**OBJECTIVE**: Lines containing "styles" are to be counted. Report the count alone.

**DATA SHOWN**:
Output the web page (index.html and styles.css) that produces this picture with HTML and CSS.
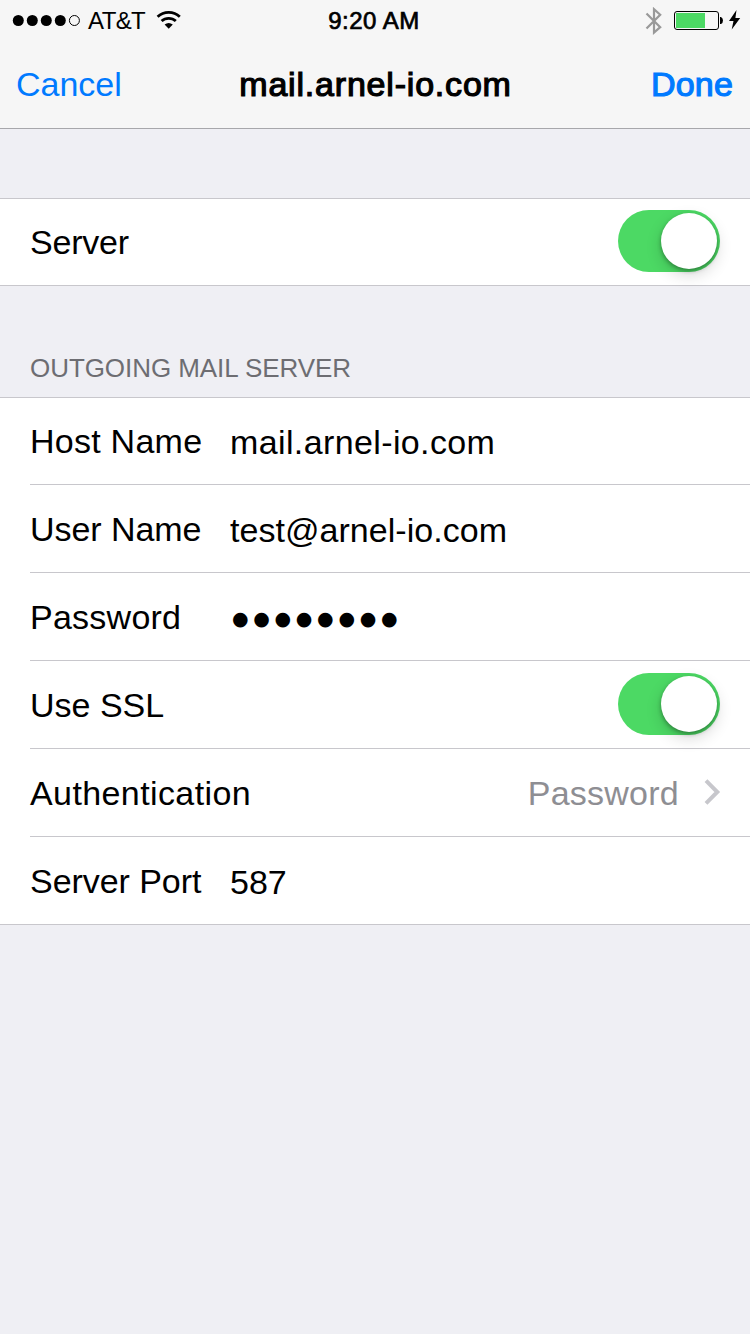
FILE: index.html
```html
<!DOCTYPE html>
<html lang="en">
<head>
<meta charset="utf-8">
<title>mail.arnel-io.com</title>
<link rel="stylesheet" href="styles.css">
</head>
<body>
<header class="top">
  <div class="status">
    <div class="status-left">
      <svg class="signal" width="68" height="12" viewBox="0 0 68 12"><circle cx="6.3" cy="6.5" r="5.5"/><circle cx="20.3" cy="6.5" r="5.5"/><circle cx="34.3" cy="6.5" r="5.5"/><circle cx="48.3" cy="6.5" r="5.5"/><circle cx="62.4" cy="6.500" r="5" fill="none" stroke="#000"/></svg>
      <span class="carrier">AT&amp;T</span>
      <svg class="wifi" width="26" height="19" viewBox="0 0 26 19"><g fill="none" stroke="#000" stroke-width="2.8"><path d="M1.600 6.700a16.200 16.200 0 0 1 22.200 0"/><path d="M5.600 11.100a10.400 10.400 0 0 1 14.200 0"/></g><path d="M8.600 14.600q4.100-3.400 8.200 0l-4.100 4.200z"/></svg>
    </div>
    <div class="clock medium">9:20 AM</div>
    <div class="status-right">
      <svg width="18" height="28" viewBox="0 0 18 28"><path d="M1.500 6.500l13.700 13.700L9 25.600V2.200l6.200 5.600L1.500 21.500" fill="none" stroke="#999" stroke-width="2.200"/></svg>
      <svg class="battery" width="50" height="20" viewBox="0 0 50 20"><rect x=".5" y=".5" width="44" height="18" rx="2.5" fill="none" stroke="#000"/><rect x="2" y="2" width="29" height="15" fill="#4cd964"/><path d="M46 6h1q2 1 2 3.500t-2 3.500h-1z"/></svg>
      <svg class="bolt" width="12" height="20" viewBox="0 0 12 20"><path d="M7.500 0L0 11h4.500L2.700 19.500 11.200 8H6.400z"/></svg>
    </div>
  </div>
  <nav class="nav">
    <a class="cancel">Cancel</a>
    <h1 class="title medium">mail.arnel-io.com</h1>
    <a class="done medium">Done</a>
  </nav>
</header>
<main>
  <section class="group group-first">
    <div class="row"><span class="label server">Server</span><span class="switch"><span class="knob"></span></span></div>
  </section>
  <h2 class="heading">OUTGOING MAIL SERVER</h2>
  <section class="group">
    <div class="row"><span class="label host">Host Name</span><span class="value mail">mail.arnel-io.com</span></div>
    <div class="row"><span class="label user">User Name</span><span class="value test">test@arnel-io.com</span></div>
    <div class="row"><span class="label pass">Password</span><span class="bullets">●●●●●●●●</span></div>
    <div class="row"><span class="label ssl">Use SSL</span><span class="switch"><span class="knob"></span></span></div>
    <div class="row"><span class="label auth">Authentication</span><span class="detail">Password</span><svg class="chevron" width="17" height="28" viewBox="0 0 17 28"><path d="M2 2.700L13.300 14 2 25.300" fill="none" stroke="#c7c7cc" stroke-width="4"/></svg></div>
    <div class="row"><span class="label port">Server Port</span><span class="value number">587</span></div>
  </section>
</main>
</body>
</html>
```
FILE: styles.css
```css
* { box-sizing: border-box; }
body {
  margin: 0;
  min-height: 1334px;
  background: #efeff4;
  color: #000;
  font: 34px/86px "Liberation Sans", Arial, sans-serif;
  white-space: nowrap;
}
svg { display: block; flex: none; }
.top { height: 129px; background: #f6f6f6; border-bottom: 1px solid #a7a7ab; }
.medium { -webkit-text-stroke: 1.2px currentColor; font-weight: 400; }
.status {
  display: grid;
  grid-template-columns: 1fr auto 1fr;
  height: 40px;
  font-size: 24px;
  line-height: 42px;
}
.status-left { display: flex; padding-left: 12px; }
.signal { margin-top: 14px; }
.carrier { width: 64px; margin-left: 8px; letter-spacing: -.6px; }
.wifi { margin: 10px 0 0 4px; }
.clock { padding-right: 2px; letter-spacing: .5px; -webkit-text-stroke-width: .7px; }
.status-right { display: flex; justify-content: flex-end; padding: 7px 9px 0 0; }
.battery { margin: 4px 0 0 11px; }
.bolt { margin: 3px 0 0 5px; }
.nav {
  display: grid;
  grid-template-columns: 1fr auto 1fr;
  height: 88px;
  padding: 0 17px 0 16px;
  line-height: 88px;
}
.cancel, .done { color: #007aff; }
.done { text-align: right; letter-spacing: .2px; }
.title { margin: 0; padding-left: 2px; font-size: 34px; letter-spacing: .8px; }
.group { background: #fff; border-top: 1px solid #c8c7cc; border-bottom: 1px solid #c8c7cc; }
.group-first { margin-top: 69px; }
.row { display: flex; align-items: center; height: 88px; margin-left: 30px; padding-right: 30px; border-bottom: 1px solid #c8c7cc; }
.row:first-child { height: 87px; }
.row:last-child { height: 87px; border-bottom: 0; }
.group-first .row:first-child { height: 86px; }
.group-first .switch { margin-bottom: 2px; }
.label { width: 200px; }
.value { padding-top: 2px; }
.server { letter-spacing: -.2px; }
.host, .pass { letter-spacing: .25px; }
.user, .port { letter-spacing: -.05px; }
.mail { letter-spacing: .38px; }
.test { letter-spacing: .04px; }
.auth { width: 240px; letter-spacing: .4px; }
.switch { width: 102px; height: 62px; margin: 0 0 1px auto; padding: 3px; border-radius: 31px; background: #4cd964; }
.knob { display: block; width: 56px; height: 56px; margin-left: auto; border-radius: 50%; background: #fff; box-shadow: 0 6px 16px rgba(0,0,0,.16), 0 2px 4px rgba(0,0,0,.32); }
.heading { margin: 0; height: 111px; padding: 60px 0 0 30px; color: #6d6d72; font-size: 26px; font-weight: 400; line-height: 44px; letter-spacing: -.06px; }
.bullets { padding: 2px 0 0 2px; font-family: "DejaVu Sans", sans-serif; font-size: 19px; letter-spacing: 4.700px; }
.detail { margin-left: auto; color: #8e8e93; letter-spacing: .25px; }
.chevron { margin: 0 -1px 2px 25px; }
```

**SOLUTION TO THIS TASK**: 3